> **PROBLEM TO SOLVE**:
Take each line containing the word "React" and copy it.

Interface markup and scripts
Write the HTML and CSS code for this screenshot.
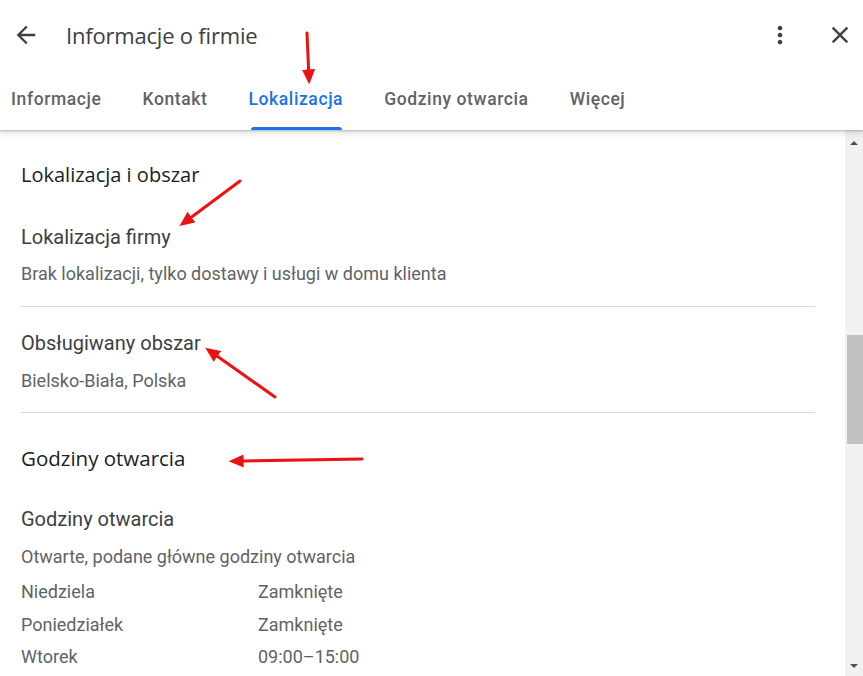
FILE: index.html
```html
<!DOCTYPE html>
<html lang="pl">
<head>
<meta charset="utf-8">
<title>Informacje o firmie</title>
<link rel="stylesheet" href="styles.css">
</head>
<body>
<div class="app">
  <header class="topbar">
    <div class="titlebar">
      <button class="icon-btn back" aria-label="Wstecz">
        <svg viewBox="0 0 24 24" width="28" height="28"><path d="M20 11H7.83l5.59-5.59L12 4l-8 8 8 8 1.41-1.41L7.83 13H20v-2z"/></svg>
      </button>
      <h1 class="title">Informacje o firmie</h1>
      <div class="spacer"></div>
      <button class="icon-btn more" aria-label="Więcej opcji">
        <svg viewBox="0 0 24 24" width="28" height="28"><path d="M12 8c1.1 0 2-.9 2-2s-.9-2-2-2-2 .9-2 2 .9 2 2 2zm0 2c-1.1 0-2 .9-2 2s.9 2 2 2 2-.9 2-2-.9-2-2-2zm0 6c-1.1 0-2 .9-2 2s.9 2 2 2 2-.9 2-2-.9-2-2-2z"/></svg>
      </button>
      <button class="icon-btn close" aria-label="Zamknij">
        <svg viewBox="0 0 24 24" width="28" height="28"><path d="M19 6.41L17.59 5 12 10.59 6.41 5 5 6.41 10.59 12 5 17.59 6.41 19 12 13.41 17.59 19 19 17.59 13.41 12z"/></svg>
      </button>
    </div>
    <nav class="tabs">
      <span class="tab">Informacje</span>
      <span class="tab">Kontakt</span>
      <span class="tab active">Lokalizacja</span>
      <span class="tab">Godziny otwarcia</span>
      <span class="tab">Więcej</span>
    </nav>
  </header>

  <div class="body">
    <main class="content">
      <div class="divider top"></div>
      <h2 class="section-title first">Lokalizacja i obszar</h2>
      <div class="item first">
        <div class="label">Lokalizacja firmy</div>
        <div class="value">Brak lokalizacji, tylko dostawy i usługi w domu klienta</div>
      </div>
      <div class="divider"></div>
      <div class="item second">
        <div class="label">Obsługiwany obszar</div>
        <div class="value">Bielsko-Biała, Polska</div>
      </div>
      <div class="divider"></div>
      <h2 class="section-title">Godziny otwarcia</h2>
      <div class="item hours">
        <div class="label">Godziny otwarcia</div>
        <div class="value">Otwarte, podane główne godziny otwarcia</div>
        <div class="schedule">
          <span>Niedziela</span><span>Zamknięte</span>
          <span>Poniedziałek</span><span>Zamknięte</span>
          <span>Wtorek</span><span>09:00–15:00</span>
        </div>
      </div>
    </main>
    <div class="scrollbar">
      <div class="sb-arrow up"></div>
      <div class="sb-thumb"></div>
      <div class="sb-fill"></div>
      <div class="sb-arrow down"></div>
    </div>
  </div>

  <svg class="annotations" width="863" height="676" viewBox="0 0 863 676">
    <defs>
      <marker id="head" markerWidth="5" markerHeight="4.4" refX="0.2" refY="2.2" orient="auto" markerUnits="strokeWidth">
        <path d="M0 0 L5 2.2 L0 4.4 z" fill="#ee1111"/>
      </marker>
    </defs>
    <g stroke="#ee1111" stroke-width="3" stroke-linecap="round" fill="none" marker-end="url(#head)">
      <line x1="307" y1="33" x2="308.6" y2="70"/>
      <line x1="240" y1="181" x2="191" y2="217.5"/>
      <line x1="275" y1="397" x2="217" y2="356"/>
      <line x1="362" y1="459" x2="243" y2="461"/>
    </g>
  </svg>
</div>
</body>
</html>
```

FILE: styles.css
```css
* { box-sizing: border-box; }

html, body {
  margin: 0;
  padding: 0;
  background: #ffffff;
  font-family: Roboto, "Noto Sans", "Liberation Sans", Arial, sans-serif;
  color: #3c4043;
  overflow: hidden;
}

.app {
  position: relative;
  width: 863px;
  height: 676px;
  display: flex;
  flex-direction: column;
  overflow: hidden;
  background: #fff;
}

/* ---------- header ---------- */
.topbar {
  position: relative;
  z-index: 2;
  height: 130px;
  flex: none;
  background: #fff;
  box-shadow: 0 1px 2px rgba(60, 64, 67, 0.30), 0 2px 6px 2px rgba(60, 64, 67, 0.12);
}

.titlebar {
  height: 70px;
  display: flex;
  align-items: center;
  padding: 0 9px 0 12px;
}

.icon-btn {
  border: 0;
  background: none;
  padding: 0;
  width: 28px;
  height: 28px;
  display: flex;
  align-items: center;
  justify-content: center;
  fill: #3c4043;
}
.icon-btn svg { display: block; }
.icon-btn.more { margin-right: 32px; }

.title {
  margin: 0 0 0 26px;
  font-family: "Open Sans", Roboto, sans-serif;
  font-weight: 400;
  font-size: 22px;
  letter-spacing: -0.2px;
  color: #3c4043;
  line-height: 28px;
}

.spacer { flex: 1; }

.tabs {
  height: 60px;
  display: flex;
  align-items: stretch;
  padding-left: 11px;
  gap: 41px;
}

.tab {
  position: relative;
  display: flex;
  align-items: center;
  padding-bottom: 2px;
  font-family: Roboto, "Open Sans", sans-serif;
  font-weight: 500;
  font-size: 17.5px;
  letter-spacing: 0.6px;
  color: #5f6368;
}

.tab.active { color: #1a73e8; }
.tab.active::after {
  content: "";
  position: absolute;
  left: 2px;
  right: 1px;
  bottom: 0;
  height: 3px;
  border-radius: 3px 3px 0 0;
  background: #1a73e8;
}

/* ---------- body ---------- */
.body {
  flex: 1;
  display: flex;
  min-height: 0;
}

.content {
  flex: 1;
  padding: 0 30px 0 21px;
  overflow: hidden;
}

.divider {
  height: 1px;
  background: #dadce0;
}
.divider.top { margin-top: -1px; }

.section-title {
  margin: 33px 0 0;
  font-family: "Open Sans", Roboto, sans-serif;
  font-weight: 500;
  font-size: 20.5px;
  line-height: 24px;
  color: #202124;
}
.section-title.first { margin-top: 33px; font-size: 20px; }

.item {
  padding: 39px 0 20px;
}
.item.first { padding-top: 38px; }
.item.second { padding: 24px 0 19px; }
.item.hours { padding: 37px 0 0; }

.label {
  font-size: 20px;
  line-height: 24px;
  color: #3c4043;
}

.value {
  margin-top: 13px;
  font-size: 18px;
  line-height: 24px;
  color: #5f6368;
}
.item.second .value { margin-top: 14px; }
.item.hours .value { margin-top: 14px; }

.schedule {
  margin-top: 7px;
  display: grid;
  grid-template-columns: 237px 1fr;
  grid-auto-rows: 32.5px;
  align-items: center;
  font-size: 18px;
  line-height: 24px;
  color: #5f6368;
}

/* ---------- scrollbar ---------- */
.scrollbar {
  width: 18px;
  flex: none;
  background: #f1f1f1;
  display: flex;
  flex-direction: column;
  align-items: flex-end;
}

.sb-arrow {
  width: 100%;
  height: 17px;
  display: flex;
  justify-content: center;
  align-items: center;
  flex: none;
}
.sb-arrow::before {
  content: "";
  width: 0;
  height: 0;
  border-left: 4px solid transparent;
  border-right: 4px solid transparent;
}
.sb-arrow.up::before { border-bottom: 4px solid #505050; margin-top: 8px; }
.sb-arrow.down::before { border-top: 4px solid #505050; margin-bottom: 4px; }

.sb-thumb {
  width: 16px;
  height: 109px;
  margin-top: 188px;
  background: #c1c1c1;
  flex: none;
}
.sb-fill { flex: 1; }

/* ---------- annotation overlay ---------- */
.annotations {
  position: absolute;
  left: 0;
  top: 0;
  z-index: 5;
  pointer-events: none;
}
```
* * *
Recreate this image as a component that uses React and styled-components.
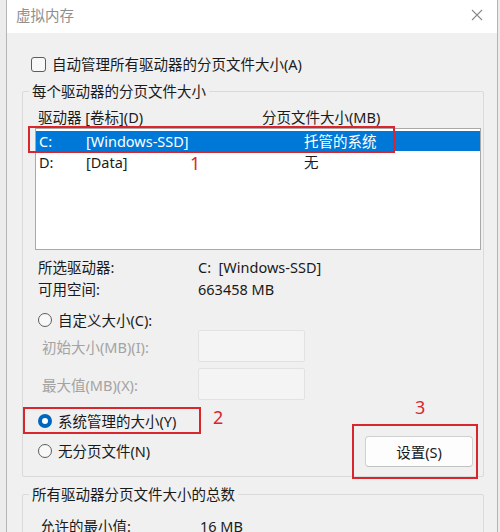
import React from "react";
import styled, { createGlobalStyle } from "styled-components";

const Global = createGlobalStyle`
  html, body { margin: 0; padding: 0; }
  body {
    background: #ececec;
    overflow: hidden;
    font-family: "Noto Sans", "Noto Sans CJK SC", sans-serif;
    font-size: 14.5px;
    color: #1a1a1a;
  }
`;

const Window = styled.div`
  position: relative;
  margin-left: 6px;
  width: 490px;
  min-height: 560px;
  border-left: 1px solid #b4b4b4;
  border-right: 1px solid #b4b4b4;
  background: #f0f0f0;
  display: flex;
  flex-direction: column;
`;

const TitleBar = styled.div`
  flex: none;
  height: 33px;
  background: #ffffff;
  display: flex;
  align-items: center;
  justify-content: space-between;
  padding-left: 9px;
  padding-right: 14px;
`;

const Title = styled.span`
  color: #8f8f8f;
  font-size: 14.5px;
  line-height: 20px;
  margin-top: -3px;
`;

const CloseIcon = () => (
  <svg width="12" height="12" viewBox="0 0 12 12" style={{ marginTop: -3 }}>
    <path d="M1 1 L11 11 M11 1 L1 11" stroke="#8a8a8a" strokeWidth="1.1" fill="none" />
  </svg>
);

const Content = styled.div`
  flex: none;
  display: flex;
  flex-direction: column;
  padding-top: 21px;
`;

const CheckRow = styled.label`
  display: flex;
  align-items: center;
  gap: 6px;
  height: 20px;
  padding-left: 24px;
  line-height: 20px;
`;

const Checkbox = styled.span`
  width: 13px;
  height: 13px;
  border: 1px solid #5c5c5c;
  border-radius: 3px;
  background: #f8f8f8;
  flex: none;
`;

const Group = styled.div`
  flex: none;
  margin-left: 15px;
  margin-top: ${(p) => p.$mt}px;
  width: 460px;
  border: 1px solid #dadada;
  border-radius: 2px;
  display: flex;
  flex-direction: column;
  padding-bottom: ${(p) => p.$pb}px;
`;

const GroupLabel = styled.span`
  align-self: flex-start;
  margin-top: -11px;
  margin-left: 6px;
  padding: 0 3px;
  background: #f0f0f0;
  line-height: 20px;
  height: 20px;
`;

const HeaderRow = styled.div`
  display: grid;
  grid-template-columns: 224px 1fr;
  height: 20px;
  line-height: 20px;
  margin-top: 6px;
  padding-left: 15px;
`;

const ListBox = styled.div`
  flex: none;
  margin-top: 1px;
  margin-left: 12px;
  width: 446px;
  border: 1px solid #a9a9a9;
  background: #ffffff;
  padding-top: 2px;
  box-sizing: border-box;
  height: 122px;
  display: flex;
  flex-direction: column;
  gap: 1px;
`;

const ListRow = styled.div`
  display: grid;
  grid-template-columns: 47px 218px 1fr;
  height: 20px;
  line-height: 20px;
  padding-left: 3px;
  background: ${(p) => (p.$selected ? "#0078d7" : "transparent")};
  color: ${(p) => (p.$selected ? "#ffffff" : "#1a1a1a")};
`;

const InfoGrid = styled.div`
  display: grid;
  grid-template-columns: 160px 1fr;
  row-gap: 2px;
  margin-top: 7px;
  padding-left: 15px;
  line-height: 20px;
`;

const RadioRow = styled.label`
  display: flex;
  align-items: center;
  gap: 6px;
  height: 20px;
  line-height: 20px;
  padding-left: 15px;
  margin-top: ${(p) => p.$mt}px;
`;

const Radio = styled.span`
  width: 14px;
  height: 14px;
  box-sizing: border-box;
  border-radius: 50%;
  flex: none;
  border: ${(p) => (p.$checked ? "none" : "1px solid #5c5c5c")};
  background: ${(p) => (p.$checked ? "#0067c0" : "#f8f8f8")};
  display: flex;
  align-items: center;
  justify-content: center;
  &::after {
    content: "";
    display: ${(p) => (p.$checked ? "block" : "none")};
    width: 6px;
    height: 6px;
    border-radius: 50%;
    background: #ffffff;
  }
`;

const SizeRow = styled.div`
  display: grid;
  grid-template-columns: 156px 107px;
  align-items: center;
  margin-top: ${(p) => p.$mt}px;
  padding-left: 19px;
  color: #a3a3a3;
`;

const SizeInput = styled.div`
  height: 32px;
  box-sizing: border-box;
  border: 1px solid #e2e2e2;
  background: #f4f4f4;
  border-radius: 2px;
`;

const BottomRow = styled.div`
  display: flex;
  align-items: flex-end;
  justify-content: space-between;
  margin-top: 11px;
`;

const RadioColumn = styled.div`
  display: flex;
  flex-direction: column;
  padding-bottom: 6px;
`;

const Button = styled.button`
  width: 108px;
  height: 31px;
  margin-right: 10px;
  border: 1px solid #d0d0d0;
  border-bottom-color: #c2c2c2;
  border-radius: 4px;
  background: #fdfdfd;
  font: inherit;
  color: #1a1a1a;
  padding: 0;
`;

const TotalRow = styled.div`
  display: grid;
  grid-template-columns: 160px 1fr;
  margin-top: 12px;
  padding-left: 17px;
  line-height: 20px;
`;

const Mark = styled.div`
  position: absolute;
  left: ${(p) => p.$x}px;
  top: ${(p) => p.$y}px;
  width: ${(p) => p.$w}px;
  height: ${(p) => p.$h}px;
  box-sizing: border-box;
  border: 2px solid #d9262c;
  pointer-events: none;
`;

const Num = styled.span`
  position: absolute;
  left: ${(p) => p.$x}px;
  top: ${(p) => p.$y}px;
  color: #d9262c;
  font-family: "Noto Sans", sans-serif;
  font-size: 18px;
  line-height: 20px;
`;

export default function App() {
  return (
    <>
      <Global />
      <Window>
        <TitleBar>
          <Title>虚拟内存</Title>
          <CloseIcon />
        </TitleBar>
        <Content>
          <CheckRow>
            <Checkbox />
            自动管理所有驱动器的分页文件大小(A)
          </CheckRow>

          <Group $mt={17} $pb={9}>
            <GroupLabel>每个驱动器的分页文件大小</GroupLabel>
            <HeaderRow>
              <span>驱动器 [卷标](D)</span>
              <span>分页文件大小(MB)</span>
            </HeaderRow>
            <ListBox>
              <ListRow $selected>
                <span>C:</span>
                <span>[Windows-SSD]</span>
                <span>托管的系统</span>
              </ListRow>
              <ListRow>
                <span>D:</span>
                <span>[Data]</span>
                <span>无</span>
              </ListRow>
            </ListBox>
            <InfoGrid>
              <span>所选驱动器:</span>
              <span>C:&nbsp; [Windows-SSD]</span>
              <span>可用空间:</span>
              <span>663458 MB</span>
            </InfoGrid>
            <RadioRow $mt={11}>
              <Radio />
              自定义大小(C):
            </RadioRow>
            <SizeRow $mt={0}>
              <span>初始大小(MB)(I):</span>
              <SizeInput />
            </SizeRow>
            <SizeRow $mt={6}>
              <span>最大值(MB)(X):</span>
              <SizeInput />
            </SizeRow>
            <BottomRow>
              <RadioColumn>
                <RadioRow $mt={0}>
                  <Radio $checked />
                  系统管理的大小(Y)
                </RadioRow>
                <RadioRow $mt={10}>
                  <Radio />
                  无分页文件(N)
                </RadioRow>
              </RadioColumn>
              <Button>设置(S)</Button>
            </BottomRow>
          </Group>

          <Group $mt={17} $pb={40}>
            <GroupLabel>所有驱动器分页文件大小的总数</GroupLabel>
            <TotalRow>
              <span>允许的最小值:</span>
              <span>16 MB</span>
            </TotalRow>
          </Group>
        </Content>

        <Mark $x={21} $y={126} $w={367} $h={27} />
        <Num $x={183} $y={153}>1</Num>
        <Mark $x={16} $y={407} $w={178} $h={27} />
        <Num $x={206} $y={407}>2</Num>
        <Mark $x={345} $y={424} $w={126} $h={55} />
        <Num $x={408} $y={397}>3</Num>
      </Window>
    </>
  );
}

> **REPLY TO THE TASK**:
Recreate this image as a component that uses React and styled-components.
import React from "react";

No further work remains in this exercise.